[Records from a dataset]
- - - - -
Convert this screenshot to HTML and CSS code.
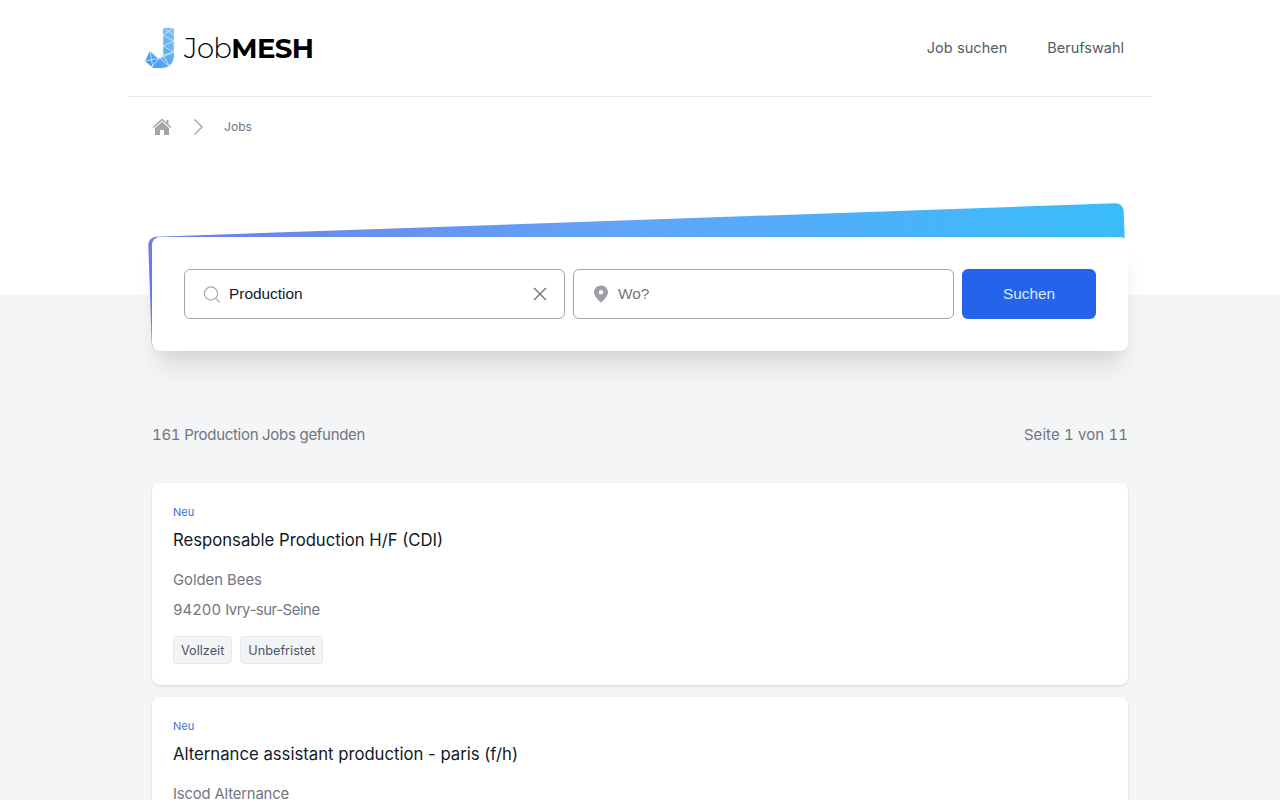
FILE: index.html
```html
<!DOCTYPE html>
<html lang="de">
<head>
<meta charset="utf-8">
<title>JobMESH</title>
<link rel="stylesheet" href="styles.css">
</head>
<body>
<div class="top">
  <div class="wrap">
    <header class="header">
      <a class="logo" href="#">
        <svg class="logo-mark" viewBox="0 0 30 40" width="30" height="40">
          <defs>
            <linearGradient id="lg" x1="0" y1="1" x2="1" y2="0">
              <stop offset="0" stop-color="#3f97ea"/>
              <stop offset="1" stop-color="#7cc0f5"/>
            </linearGradient>
          </defs>
          <path d="M18 0h11v27c0 8-5 13-12 13H8L0 33l5-10 5 5c1 1 3 2 5 2 2 0 3-2 3-4z" fill="url(#lg)"/>
          <path d="M18 0l11 7M29 0l-11 7 11 6-11 5 11 6-11 3M18 7v20M29 7v17M18 18l-3 12 14-6M15 30l10 9M18 27l7 12M15 30L5 40M5 23l10 7M0 33l15-3M5 23l3 17" fill="none" stroke="#d9effd" stroke-width=".8"/>
        </svg>
        <span class="logo-text"><span class="logo-light">Job</span><span class="logo-bold">MESH</span></span>
      </a>
      <nav class="nav">
        <a href="#">Job suchen</a>
        <a href="#">Berufswahl</a>
      </nav>
    </header>
    <div class="crumbs">
      <svg class="home" viewBox="0 0 20 20" width="20" height="20"><path d="M10 1.500L.5 10l.9 1L10 3.400 18.600 11l.9-1-3-2.700V3h-2v2.500z" fill="#a3a5a9"/><path d="M10 4.800l-7 6.200v7h5v-5h4v5h5v-7z" fill="#a3a5a9"/></svg>
      <svg class="chev" viewBox="0 0 12 18" width="12" height="18"><path d="M2.500 1.500L10 9l-7.500 7.500" fill="none" stroke="#a3a5a9" stroke-width="1.400"/></svg>
      <span class="crumb-text">Jobs</span>
    </div>
  </div>
</div>
<main class="wrap content">
  <section class="search">
    <div class="search-row">
      <div class="field">
        <svg class="ic" viewBox="0 0 18 18" width="18" height="18"><circle cx="8" cy="8.500" r="6.600" fill="none" stroke="#a3a8b0" stroke-width="1.200"/><path d="M12.800 13.300l4 4" stroke="#a3a8b0" stroke-width="1.200"/></svg>
        <span class="value">Production</span>
        <svg class="clear" viewBox="0 0 14 14" width="14" height="14"><path d="M1 1l12 12M13 1L1 13" stroke="#6b7280" stroke-width="1.400"/></svg>
      </div>
      <div class="field">
        <svg class="ic" viewBox="0 0 18 18" width="18" height="18"><path fill-rule="evenodd" d="M9 .5c4 0 7 3 7 6.800C16 11.200 12 14.800 9 17.800 6 14.800 2 11.200 2 7.300 2 3.500 5 .5 9 .5zm0 4.500a2.200 2.200 0 100 4.400A2.200 2.200 0 009 5z" fill="#9ca0a6"/></svg>
        <span class="placeholder">Wo?</span>
      </div>
      <button class="btn" type="button">Suchen</button>
    </div>
  </section>

  <div class="summary">
    <span class="found"><span class="num">161</span> Production Jobs gefunden</span>
    <span class="page">Seite <span class="num">1</span> von <span class="num">11</span></span>
  </div>

  <div class="list">
    <article class="job">
      <div class="badge">Neu</div>
      <h2 class="title">Responsable Production H/F (CDI)</h2>
      <p class="meta">Golden Bees</p>
      <p class="meta"><span class="num">94200</span> <span class="town">Ivry-sur-Seine</span></p>
      <div class="tags"><span class="tag">Vollzeit</span><span class="tag">Unbefristet</span></div>
    </article>
    <article class="job">
      <div class="badge">Neu</div>
      <h2 class="title">Alternance assistant production - paris (f/h)</h2>
      <p class="meta company-alt">Iscod Alternance</p>
      <p class="meta"><span class="num">75001</span> <span class="town">Paris</span></p>
      <div class="tags"><span class="tag">Vollzeit</span></div>
    </article>
  </div>
</main>
</body>
</html>
```
FILE: styles.css
```css
* { box-sizing: border-box; }
html, body { margin: 0; padding: 0; }
body {
  background: #f3f5f6;
  font-family: Inter, "Liberation Sans", sans-serif;
  color: #111827;
  overflow-x: hidden;
}
a { color: inherit; text-decoration: none; }
.num { font-variant-numeric: tabular-nums; }
.wrap { width: 1024px; margin: 0 auto; }
.top { position: relative; z-index: -2; background: #fff; height: 295px; }
.header {
  height: 97px;
  border-bottom: 1px solid #e8eaed;
  display: flex;
  align-items: center;
  justify-content: space-between;
  padding: 0 28px 0 17px;
}
.logo { display: flex; align-items: center; gap: 9px; }
.logo-mark { display: block; }
.logo-text { font-family: Montserrat, "Open Sans", Inter, sans-serif; font-size: 27.500px; color: #000; letter-spacing: -0.600px; line-height: 40px; }
.logo-light { font-weight: 300; }
.logo-bold { font-weight: 700; }
.nav { display: flex; gap: 40px; padding-bottom: 2px; font-size: 14.500px; word-spacing: .5px; color: #555b65; }
.crumbs {
  display: flex;
  align-items: center;
  padding: 20px 0 0 24px;
}
.chev { margin-left: 20px; }
.crumb-text { margin-left: 20px; padding-bottom: 1px; font-size: 12.100px; color: #717680; }
.content { padding: 0 24px; }
.search {
  position: relative;
  margin-top: -58px;
  height: 114px;
  padding: 32px;
  background: #fff;
  border-radius: 8px;
  box-shadow: 0 20px 25px -5px rgba(0,0,0,.1), 0 10px 10px -5px rgba(0,0,0,.04);
}
.search::before {
  content: "";
  position: absolute;
  inset: 0;
  z-index: -1;
  border-radius: 8px;
  background: linear-gradient(to right, #6d7fe6, #60a5fa 50%, #38bdf8);
  transform-origin: bottom left;
  transform: rotate(-2deg);
}
.search-row { display: flex; gap: 8px; }
.field {
  flex: 1;
  height: 50px;
  background: #fff;
  border: 1px solid #a3a5a9;
  border-radius: 6px;
  display: flex;
  align-items: center;
  padding: 0 17px 0 18px;
  font-family: "Liberation Sans", Arial, sans-serif;
  font-size: 15.400px;
}
.ic { flex: none; margin-right: 8px; }
.value { flex: 1; color: #111827; }
.placeholder { flex: 1; color: #717680; }
.clear { flex: none; }
.btn {
  flex: none;
  width: 134px;
  height: 50px;
  border: 0;
  border-radius: 6px;
  background: #2563eb;
  color: #dbeafe;
  font: 400 15.400px "Liberation Sans", Arial, sans-serif;
}
.summary {
  display: flex;
  justify-content: space-between;
  margin-top: 74px;
  font-size: 15px;
  line-height: 20px;
  color: #717680;
}
.found { letter-spacing: -.3px; }
.page { letter-spacing: .05px; }
.list { margin-top: 38px; display: flex; flex-direction: column; gap: 12px; }
.job {
  background: #fff;
  border-radius: 8px;
  height: 202px;
  padding: 21px 21px 0;
  box-shadow: 0 1px 3px rgba(0,0,0,.1), 0 1px 2px rgba(0,0,0,.06);
}
.badge { font-size: 11px; line-height: 16px; color: #3b6fd0; }
.title { margin: 8px 0 0; font-size: 16.700px; line-height: 24px; font-weight: 400; color: #111827; }
.meta { margin: 0; font-size: 14.800px; line-height: 30px; color: #717680; }
.title + .meta { margin-top: 13px; }
.company-alt { letter-spacing: -.15px; }
.town { letter-spacing: -.4px; }
.tags { display: flex; gap: 8px; margin-top: 11px; }
.tag {
  height: 28px;
  padding: 0 7px;
  display: flex;
  align-items: center;
  background: #f3f4f6;
  border: 1px solid #e5e7eb;
  border-radius: 4px;
  font-size: 12.700px;
  color: #4b5563;
}
```
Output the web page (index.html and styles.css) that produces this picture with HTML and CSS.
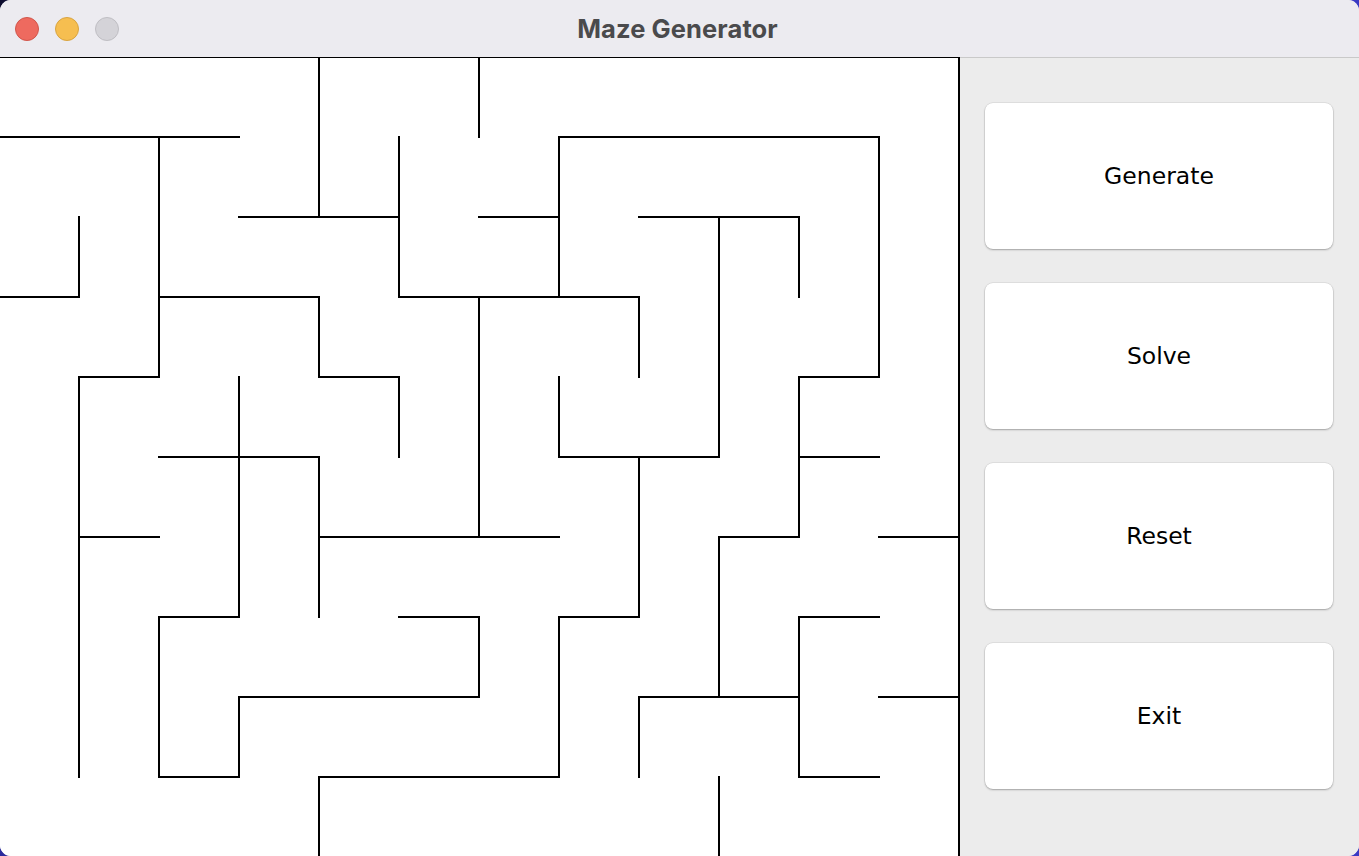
FILE: index.html
```html
<!DOCTYPE html>
<html lang="en">
<head>
<meta charset="utf-8">
<title>Maze Generator</title>
<link rel="stylesheet" href="styles.css">
</head>
<body>
<div class="window">
  <header class="titlebar">
    <div class="lights">
      <span class="light light-close"></span>
      <span class="light light-min"></span>
      <span class="light light-max"></span>
    </div>
    <h1 class="title">Maze Generator</h1>
    <div class="spacer"></div>
  </header>
  <main class="content">
    <div class="maze">
      <svg class="maze-svg" width="960" height="799" viewBox="0 0 960 799" xmlns="http://www.w3.org/2000/svg">
        <path class="walls" d="M-1 0H959
M-1 80H239 M559 80H879
M239 160H399 M479 160H559 M639 160H799
M-1 240H79 M159 240H319 M399 240H639
M79 320H159 M319 320H399 M799 320H879
M159 400H319 M559 400H719 M799 400H879
M79 480H159 M319 480H559 M719 480H799 M879 480H959
M159 560H239 M399 560H479 M559 560H639 M799 560H879
M239 640H479 M639 640H799 M879 640H959
M159 720H239 M319 720H559 M799 720H879
M79 160V240 M79 320V720
M159 80V320 M159 560V720
M239 320V560 M239 640V720
M319 0V160 M319 240V320 M319 400V560 M319 720V800
M399 80V240 M399 320V400
M479 0V80 M479 240V480 M479 560V640
M559 80V240 M559 320V400 M559 560V720
M639 240V320 M639 400V560 M639 640V720
M719 160V400 M719 480V640 M719 720V800
M799 160V240 M799 320V480 M799 560V720
M879 80V320
M959 0V800"/>
      </svg>
    </div>
    <aside class="panel">
      <button class="btn">Generate</button>
      <button class="btn">Solve</button>
      <button class="btn">Reset</button>
      <button class="btn">Exit</button>
    </aside>
  </main>
</div>
</body>
</html>
```

FILE: styles.css
```css
* {
  box-sizing: border-box;
}

html, body {
  margin: 0;
  padding: 0;
  width: 1359px;
  height: 856px;
  overflow: hidden;
}

body {
  background: linear-gradient(100deg, #0c0c2c 0%, #2a2a9a 8%, #3838c2 40%, #3a3ac4 100%);
}

.window {
  width: 1359px;
  height: 856px;
  border-radius: 11px;
  overflow: hidden;
  display: flex;
  flex-direction: column;
  background: #ececec;
}

.titlebar {
  height: 57px;
  flex: none;
  background: #ecebf0;
  display: grid;
  grid-template-columns: 1fr auto 1fr;
  align-items: center;
}

.lights {
  display: flex;
  gap: 16px;
  padding-left: 15px;
  padding-top: 1px;
}

.light {
  width: 24px;
  height: 24px;
  border-radius: 50%;
  display: block;
}

.light-close {
  background: #ee6a5f;
  border: 1px solid #d1564b;
}

.light-min {
  background: #f6be50;
  border: 1px solid #d8a441;
}

.light-max {
  background: #d4d3d8;
  border: 1px solid #bfbec3;
}

.title {
  margin: 0;
  font-family: Inter, "Liberation Sans", sans-serif;
  font-weight: 700;
  font-size: 25.5px;
  color: #4a4a4c;
  letter-spacing: 0.1px;
  padding-right: 4px;
}

.content {
  flex: 1;
  display: flex;
  min-height: 0;
}

.maze {
  width: 960px;
  flex: none;
  background: #ffffff;
  overflow: hidden;
}

.maze-svg {
  display: block;
}

.walls {
  fill: none;
  stroke: #000000;
  stroke-width: 2;
  stroke-linecap: square;
  shape-rendering: crispEdges;
}

.panel {
  flex: 1;
  background: #ececec;
  border-top: 1px solid #c9c9c9;
  padding: 45px 26px 0 25px;
  display: flex;
  flex-direction: column;
  gap: 34px;
}

.btn {
  height: 146px;
  width: 100%;
  border: none;
  border-radius: 8px;
  background: #ffffff;
  box-shadow: 0 0 0 0.5px rgba(0, 0, 0, 0.10), 0 1px 2px rgba(0, 0, 0, 0.28);
  font-family: "DejaVu Sans", "Liberation Sans", sans-serif;
  font-size: 23.5px;
  color: #000000;
  padding: 0;
  cursor: pointer;
}
```
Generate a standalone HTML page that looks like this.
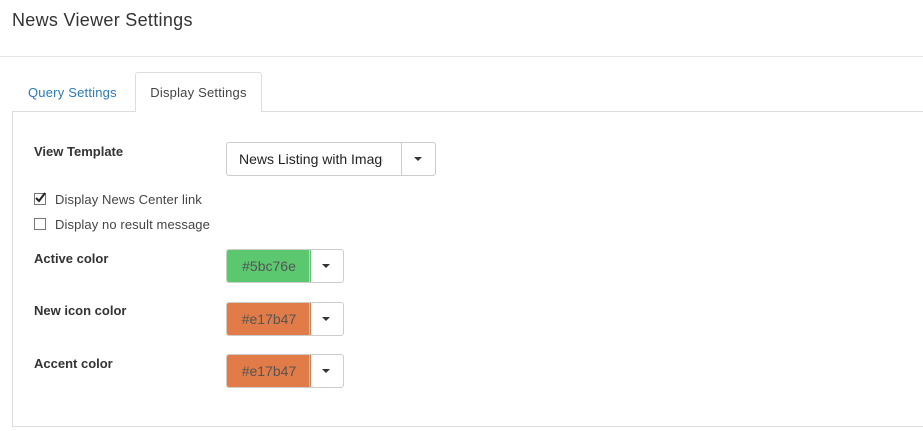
<!DOCTYPE html>
<html><head><style>
body{margin:0;width:923px;height:431px;background:#fff;font-family:"Liberation Sans",sans-serif;color:#333;position:relative;overflow:hidden}
.a{position:absolute}
.t{left:12px;top:10px;font-size:18px;color:#333;letter-spacing:0.3px}
.hl{left:0;top:56px;width:923px;height:1px;background:#e5e5e5}
.tab1{left:28px;top:85px;font-size:13px;color:#2a7ab8;letter-spacing:0.2px}
.tab2{left:135px;top:72px;width:127px;height:40px;border:1px solid #ddd;border-bottom:none;border-radius:3px 3px 0 0;background:#fff;font-size:13px;color:#444;text-align:center;line-height:40px;box-sizing:border-box;z-index:2;letter-spacing:0.2px}
.box{left:12px;top:111px;width:930px;height:316px;border:1px solid #ddd;box-sizing:border-box}
.lb{left:34px;font-size:13px;font-weight:bold;color:#333}
.sel{left:226px;top:142px;width:210px;height:34px;border:1px solid #ccc;border-radius:3px;box-sizing:border-box;font-size:14px;color:#222}
.sel span{position:absolute;left:12px;top:8px;width:144px;overflow:hidden;white-space:nowrap}
.dd{position:absolute;right:0;top:0;width:33px;height:32px;border-left:1px solid #ccc}
.car{position:absolute;left:12px;top:14px;width:0;height:0;border-left:4px solid transparent;border-right:4px solid transparent;border-top:4px solid #333}
.cb{left:34px;width:12px;height:12px;border:1px solid #777;box-sizing:border-box}
.ct{left:55px;font-size:13px;color:#444;letter-spacing:0.1px}
.col{left:226px;width:118px;height:34px;border:1px solid #ccc;border-radius:3px;box-sizing:border-box;overflow:hidden}
.sw{position:absolute;left:0;top:0;width:84px;height:32px;font-size:14px;color:#555;text-align:center;line-height:32px}
.col .dd{width:33px}
</style></head><body>
<div class="a t">News Viewer Settings</div>
<div class="a hl"></div>
<div class="a tab1">Query Settings</div>
<div class="a tab2">Display Settings</div>
<div class="a box"></div>
<div class="a lb" style="top:144px">View Template</div>
<div class="a sel"><span>News Listing with Images</span><div class="dd"><div class="car"></div></div></div>
<div class="a cb" style="top:193px"><svg width="12" height="12" style="position:absolute;left:-1px;top:-2px"><path d="M2 6l3 3 6-8" stroke="#222" stroke-width="2" fill="none"/></svg></div>
<div class="a ct" style="top:192px">Display News Center link</div>
<div class="a cb" style="top:218px"></div>
<div class="a ct" style="top:217px">Display no result message</div>
<div class="a lb" style="top:251px">Active color</div>
<div class="a col" style="top:249px"><div class="sw" style="background:#5bc76e">#5bc76e</div><div class="dd"><div class="car"></div></div></div>
<div class="a lb" style="top:303px">New icon color</div>
<div class="a col" style="top:302px"><div class="sw" style="background:#e17b47">#e17b47</div><div class="dd"><div class="car"></div></div></div>
<div class="a lb" style="top:356px">Accent color</div>
<div class="a col" style="top:354px"><div class="sw" style="background:#e17b47">#e17b47</div><div class="dd"><div class="car"></div></div></div>
</body></html>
- - - - -
* [Task objective] Work through the listing above and report how many lines include the string "Generate", with no other text.

* [Output below] 2